--- Records shown ---

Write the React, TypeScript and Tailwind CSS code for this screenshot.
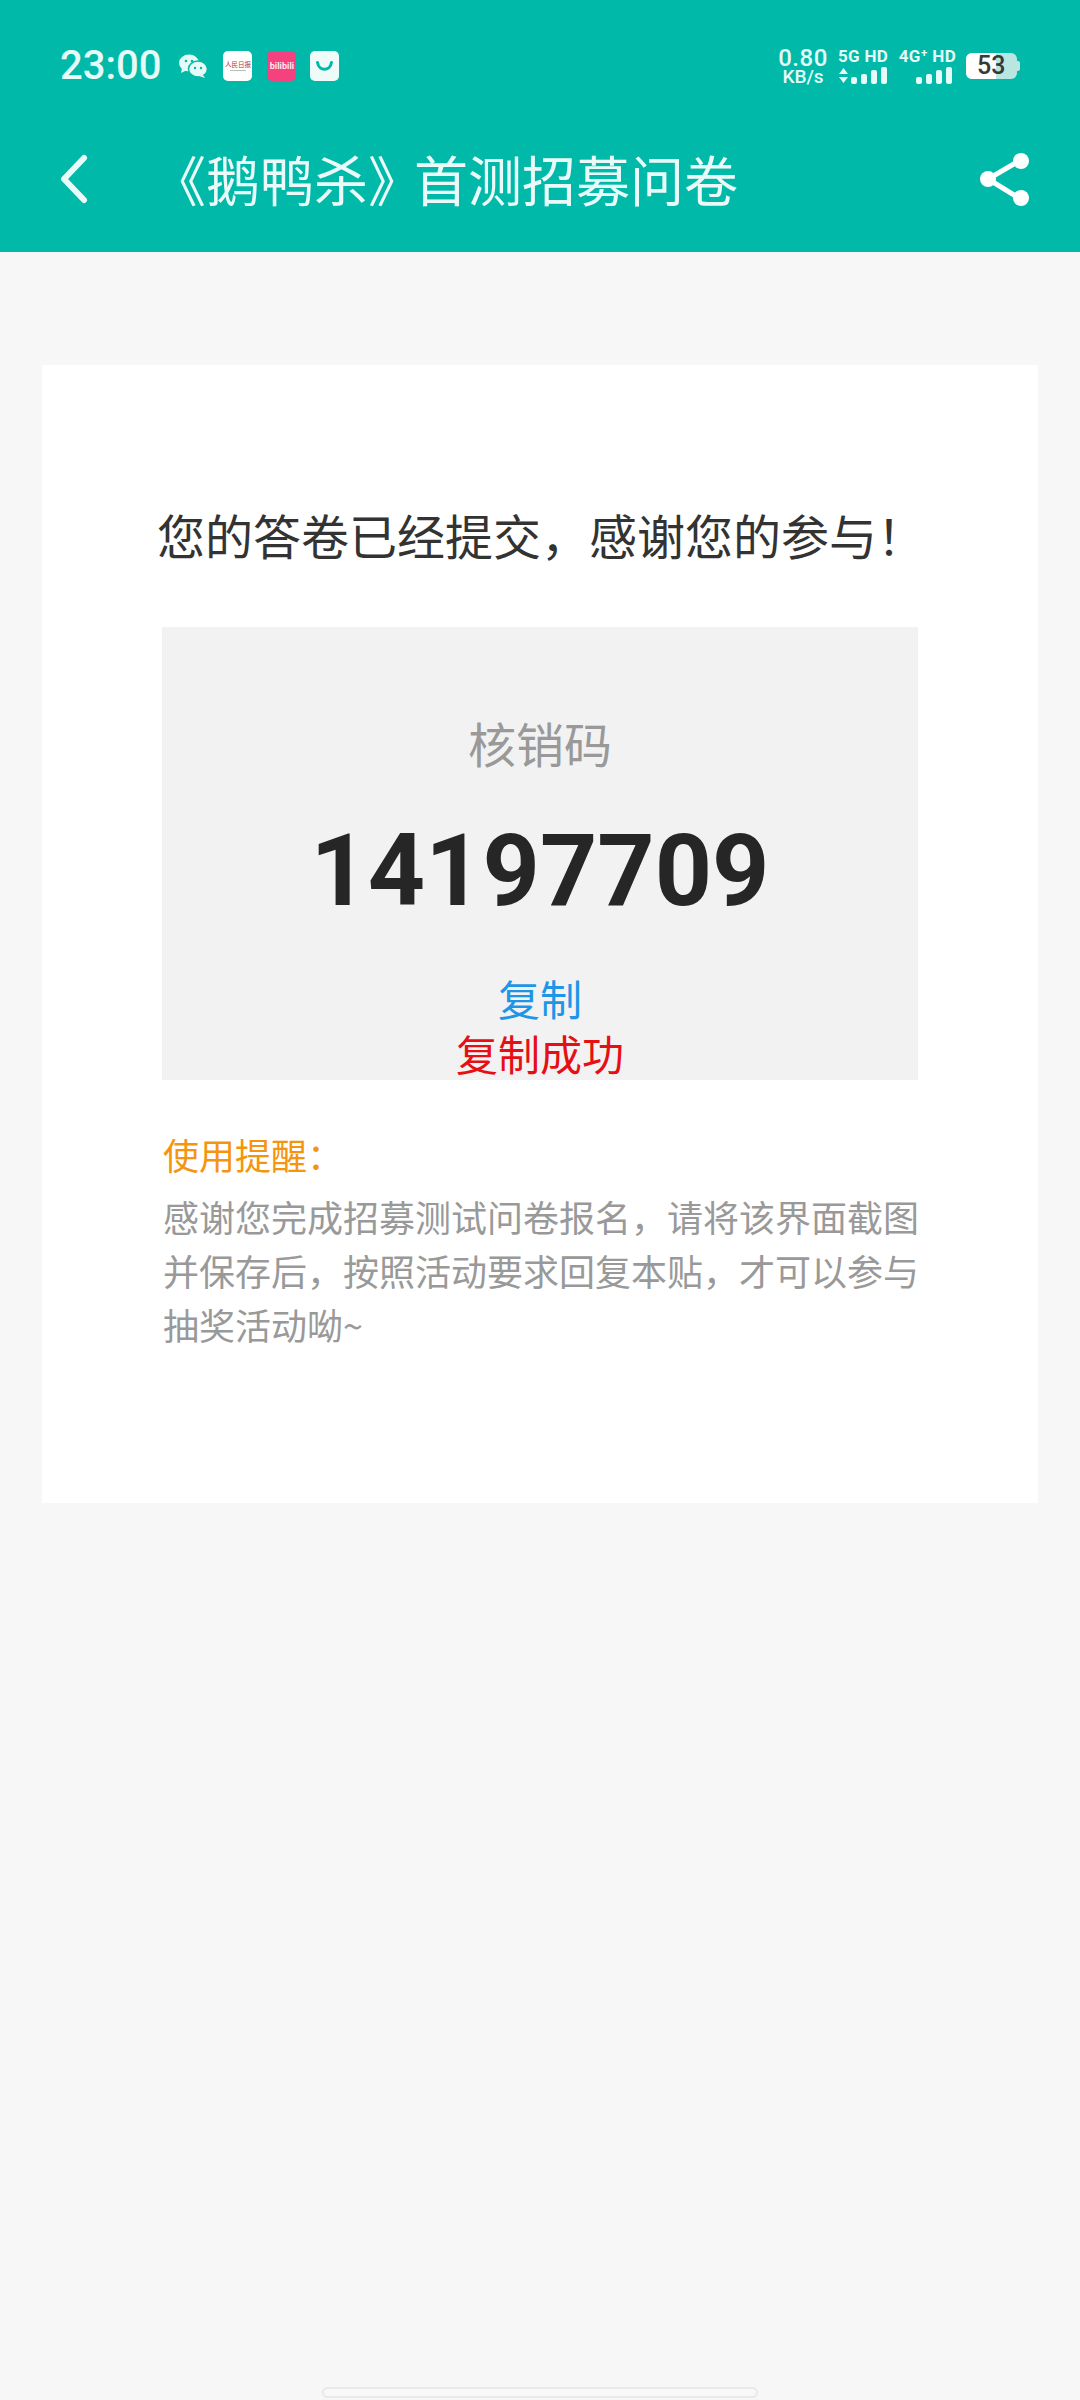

---
--- Records shown ---

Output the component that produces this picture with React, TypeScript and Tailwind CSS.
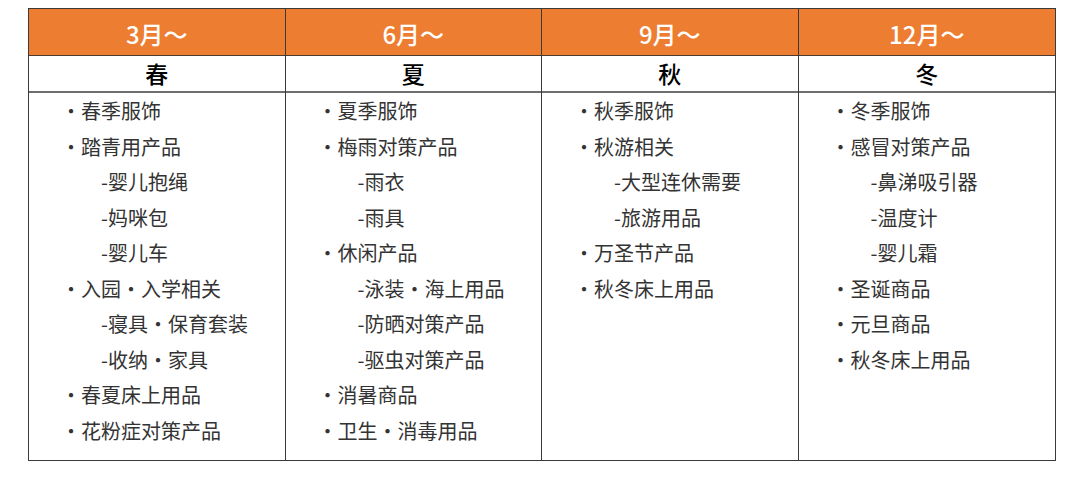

---
--- Records shown ---

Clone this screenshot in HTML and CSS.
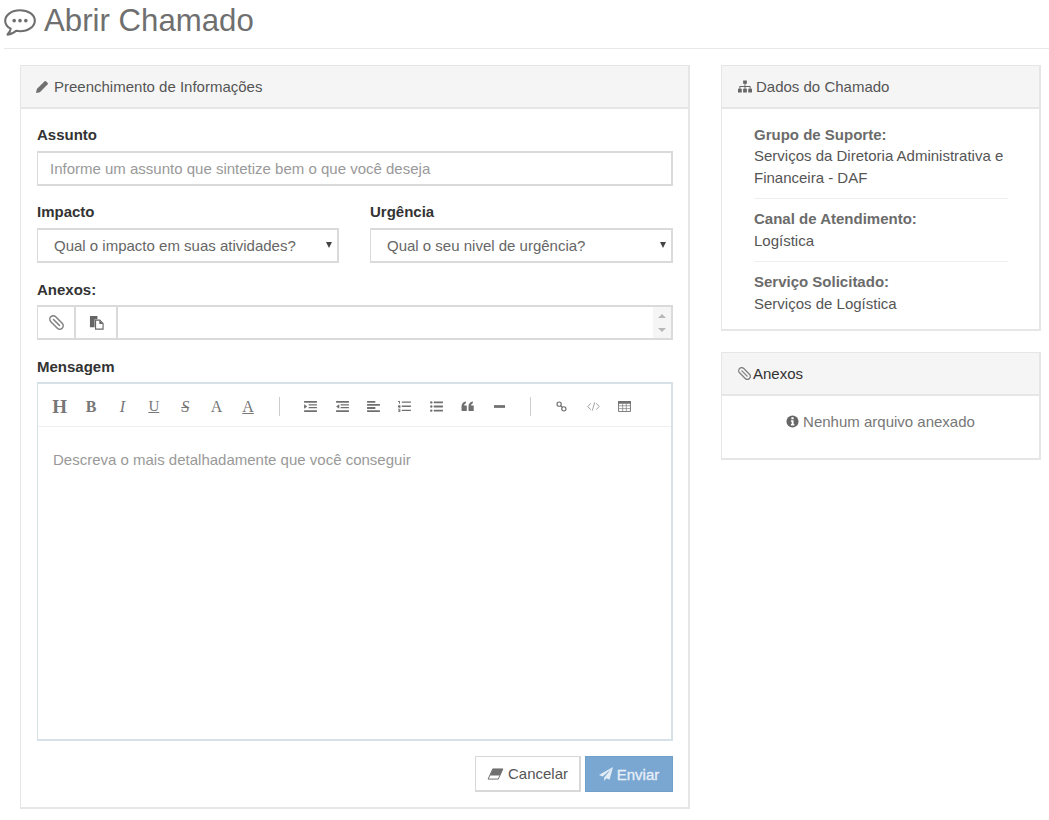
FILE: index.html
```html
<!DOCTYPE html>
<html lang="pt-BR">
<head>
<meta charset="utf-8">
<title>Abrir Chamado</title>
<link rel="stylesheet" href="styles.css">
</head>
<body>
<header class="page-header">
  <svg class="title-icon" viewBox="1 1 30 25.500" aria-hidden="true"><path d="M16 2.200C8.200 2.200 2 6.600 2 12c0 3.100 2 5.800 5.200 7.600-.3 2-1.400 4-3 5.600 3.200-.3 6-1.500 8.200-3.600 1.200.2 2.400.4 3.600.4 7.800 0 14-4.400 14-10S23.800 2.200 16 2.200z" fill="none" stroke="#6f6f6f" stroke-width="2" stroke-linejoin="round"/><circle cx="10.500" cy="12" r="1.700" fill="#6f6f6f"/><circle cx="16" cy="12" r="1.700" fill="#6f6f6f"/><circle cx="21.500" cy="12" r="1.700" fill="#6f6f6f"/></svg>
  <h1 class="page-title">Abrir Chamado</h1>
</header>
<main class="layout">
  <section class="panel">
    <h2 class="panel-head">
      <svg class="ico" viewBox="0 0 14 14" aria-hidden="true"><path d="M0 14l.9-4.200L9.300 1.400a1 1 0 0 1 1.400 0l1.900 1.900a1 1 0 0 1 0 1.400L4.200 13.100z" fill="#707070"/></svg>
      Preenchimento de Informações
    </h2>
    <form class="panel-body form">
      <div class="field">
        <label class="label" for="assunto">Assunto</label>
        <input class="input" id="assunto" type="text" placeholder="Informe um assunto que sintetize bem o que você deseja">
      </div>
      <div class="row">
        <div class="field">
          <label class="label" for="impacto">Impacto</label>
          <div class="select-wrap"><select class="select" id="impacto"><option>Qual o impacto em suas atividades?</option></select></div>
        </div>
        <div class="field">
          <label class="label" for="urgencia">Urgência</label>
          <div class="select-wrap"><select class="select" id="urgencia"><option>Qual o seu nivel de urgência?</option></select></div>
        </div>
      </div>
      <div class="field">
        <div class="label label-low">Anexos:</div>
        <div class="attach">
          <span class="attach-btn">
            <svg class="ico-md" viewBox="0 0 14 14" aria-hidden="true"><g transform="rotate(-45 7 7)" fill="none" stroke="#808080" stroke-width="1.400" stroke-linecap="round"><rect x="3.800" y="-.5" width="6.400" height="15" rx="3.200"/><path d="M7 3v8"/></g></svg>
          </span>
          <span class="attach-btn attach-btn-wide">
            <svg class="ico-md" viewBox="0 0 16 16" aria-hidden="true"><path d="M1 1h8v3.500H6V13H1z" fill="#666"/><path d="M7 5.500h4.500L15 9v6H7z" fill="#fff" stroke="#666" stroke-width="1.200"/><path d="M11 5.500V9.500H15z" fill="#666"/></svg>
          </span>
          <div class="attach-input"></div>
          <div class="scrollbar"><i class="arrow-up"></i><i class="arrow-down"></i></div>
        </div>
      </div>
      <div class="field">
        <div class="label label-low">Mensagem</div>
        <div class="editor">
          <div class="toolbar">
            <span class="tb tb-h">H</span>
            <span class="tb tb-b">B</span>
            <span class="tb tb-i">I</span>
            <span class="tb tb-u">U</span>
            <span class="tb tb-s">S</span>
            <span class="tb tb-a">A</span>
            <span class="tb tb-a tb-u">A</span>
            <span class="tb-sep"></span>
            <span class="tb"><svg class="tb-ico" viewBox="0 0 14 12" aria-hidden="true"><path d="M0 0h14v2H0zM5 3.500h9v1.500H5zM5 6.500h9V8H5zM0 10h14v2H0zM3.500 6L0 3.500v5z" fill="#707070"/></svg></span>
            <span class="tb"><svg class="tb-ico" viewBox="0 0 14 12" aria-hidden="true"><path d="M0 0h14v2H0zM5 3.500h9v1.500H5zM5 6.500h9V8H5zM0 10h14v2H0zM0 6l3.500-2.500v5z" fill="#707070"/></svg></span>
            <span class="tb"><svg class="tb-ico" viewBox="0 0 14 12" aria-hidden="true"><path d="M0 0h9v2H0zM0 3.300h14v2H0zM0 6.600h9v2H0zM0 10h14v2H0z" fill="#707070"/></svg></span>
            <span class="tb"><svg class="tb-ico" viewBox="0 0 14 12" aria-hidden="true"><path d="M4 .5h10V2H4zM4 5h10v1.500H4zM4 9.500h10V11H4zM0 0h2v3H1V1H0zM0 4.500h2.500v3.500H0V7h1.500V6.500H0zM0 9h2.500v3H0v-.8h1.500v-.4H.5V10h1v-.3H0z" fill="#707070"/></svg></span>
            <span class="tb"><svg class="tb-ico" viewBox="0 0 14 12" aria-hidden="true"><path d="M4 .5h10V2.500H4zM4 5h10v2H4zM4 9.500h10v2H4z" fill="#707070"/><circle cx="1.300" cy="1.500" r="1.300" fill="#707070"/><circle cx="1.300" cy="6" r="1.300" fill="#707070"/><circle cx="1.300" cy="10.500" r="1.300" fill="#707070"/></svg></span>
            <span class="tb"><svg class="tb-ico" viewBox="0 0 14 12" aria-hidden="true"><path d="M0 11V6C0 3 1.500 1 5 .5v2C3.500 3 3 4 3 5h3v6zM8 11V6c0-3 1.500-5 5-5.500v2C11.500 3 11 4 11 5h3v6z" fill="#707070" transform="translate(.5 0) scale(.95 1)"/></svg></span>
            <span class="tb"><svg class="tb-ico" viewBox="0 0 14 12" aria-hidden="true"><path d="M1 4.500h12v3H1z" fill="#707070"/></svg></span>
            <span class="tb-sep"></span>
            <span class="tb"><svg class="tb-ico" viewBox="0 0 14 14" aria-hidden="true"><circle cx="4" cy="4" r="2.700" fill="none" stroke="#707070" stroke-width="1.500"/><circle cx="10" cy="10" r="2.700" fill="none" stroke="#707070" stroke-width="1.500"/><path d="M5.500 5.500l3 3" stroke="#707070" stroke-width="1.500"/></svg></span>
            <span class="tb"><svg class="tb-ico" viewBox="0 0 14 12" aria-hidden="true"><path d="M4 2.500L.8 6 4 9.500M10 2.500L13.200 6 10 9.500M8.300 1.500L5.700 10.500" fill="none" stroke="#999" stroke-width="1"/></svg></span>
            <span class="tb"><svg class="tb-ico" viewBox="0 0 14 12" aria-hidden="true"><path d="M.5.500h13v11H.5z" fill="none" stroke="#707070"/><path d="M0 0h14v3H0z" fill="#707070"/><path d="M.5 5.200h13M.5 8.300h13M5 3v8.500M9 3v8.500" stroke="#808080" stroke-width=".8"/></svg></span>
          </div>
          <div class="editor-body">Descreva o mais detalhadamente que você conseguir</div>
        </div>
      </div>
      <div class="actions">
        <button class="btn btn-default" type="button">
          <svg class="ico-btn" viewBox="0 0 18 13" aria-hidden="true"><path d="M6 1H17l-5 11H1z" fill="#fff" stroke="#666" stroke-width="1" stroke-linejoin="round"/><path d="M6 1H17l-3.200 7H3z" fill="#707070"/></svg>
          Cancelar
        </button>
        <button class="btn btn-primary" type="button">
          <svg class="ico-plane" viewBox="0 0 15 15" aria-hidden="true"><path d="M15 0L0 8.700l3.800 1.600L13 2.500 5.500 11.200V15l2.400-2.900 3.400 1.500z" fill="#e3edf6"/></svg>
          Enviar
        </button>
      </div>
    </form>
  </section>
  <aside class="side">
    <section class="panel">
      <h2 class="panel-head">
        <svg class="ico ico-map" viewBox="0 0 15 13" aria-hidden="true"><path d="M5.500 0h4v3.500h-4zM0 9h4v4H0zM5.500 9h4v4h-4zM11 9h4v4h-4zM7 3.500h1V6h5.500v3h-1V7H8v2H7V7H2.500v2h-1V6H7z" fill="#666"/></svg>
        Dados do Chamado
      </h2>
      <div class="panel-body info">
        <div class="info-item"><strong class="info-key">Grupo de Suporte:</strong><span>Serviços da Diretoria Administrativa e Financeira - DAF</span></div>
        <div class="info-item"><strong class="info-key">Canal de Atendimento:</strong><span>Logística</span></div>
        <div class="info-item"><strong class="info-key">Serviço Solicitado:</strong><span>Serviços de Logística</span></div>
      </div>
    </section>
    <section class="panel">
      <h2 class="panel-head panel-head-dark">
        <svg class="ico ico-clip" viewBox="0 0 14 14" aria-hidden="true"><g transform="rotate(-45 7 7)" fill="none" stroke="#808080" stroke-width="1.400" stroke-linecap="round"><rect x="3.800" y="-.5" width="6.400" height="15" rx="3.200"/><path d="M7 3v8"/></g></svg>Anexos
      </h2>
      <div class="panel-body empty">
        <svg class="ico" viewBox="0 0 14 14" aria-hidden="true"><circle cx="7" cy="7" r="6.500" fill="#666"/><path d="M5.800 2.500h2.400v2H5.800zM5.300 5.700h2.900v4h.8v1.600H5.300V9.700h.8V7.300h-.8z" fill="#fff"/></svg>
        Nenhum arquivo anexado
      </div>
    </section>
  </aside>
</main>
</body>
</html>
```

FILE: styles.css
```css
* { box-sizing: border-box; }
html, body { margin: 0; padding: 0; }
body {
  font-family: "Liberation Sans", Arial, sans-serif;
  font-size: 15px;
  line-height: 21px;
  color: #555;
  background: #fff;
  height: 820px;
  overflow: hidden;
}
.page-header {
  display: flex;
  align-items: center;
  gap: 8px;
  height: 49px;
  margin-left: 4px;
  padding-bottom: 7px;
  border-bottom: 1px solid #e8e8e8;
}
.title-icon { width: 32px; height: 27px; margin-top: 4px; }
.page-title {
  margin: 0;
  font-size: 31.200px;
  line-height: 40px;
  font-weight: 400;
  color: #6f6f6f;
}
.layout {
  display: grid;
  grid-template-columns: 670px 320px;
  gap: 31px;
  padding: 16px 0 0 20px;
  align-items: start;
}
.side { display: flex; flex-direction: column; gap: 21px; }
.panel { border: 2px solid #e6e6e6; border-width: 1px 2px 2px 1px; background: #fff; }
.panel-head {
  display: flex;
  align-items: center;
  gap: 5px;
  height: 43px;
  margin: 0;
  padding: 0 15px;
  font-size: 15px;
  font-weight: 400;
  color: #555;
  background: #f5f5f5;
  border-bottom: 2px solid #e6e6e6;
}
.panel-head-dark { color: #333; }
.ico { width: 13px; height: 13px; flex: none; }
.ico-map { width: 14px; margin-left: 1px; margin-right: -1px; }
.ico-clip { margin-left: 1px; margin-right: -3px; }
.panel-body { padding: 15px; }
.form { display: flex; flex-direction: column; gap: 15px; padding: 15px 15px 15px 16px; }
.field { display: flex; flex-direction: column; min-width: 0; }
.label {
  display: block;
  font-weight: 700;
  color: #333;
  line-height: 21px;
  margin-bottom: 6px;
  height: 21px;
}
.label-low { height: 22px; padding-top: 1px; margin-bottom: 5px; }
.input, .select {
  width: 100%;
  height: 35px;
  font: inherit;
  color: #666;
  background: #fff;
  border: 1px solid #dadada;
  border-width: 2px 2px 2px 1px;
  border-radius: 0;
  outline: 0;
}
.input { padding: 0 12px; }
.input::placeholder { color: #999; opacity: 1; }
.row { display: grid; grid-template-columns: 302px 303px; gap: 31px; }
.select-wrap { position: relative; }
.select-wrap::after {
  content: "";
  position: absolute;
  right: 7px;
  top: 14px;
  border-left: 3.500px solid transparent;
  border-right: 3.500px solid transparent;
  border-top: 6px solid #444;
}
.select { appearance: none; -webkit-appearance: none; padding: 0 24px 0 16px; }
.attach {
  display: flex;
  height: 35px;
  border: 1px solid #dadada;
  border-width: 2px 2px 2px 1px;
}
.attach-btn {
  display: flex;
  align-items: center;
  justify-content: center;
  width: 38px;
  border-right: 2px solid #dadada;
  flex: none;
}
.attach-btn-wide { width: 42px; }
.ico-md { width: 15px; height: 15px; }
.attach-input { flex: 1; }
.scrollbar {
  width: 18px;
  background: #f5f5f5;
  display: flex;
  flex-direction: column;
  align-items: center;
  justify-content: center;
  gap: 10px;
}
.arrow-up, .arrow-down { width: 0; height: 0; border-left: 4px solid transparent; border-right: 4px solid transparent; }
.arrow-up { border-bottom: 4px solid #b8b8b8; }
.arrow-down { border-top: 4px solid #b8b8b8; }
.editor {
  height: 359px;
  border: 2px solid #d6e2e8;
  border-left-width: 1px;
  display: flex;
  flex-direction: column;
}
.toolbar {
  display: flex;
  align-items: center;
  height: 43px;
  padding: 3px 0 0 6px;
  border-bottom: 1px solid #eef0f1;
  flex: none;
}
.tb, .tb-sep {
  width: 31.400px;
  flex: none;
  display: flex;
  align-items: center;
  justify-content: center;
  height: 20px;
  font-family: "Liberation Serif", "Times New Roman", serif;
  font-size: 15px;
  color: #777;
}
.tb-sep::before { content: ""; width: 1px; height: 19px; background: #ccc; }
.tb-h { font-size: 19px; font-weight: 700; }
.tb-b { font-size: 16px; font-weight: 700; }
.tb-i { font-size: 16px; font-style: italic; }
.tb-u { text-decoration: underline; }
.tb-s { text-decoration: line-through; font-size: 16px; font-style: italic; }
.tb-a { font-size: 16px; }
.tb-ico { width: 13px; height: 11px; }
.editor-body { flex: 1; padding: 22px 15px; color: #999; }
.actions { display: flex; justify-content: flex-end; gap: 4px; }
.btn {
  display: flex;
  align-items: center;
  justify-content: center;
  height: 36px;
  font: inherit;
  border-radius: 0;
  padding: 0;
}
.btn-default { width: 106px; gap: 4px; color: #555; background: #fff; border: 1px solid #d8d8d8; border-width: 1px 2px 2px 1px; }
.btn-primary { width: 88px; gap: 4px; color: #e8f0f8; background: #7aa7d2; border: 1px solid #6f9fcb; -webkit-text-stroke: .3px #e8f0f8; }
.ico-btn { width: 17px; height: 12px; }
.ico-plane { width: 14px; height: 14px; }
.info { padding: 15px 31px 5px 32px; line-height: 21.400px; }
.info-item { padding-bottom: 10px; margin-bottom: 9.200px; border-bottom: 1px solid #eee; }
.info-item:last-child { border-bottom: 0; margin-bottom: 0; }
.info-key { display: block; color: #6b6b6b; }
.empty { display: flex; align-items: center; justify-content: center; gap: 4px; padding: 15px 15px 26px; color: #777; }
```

---

→ **Task brief**
Show, from the material above, each line that includes the string "Tailwind".

→ **Written solution**
Write the React, TypeScript and Tailwind CSS code for this screenshot.
Output the component that produces this picture with React, TypeScript and Tailwind CSS.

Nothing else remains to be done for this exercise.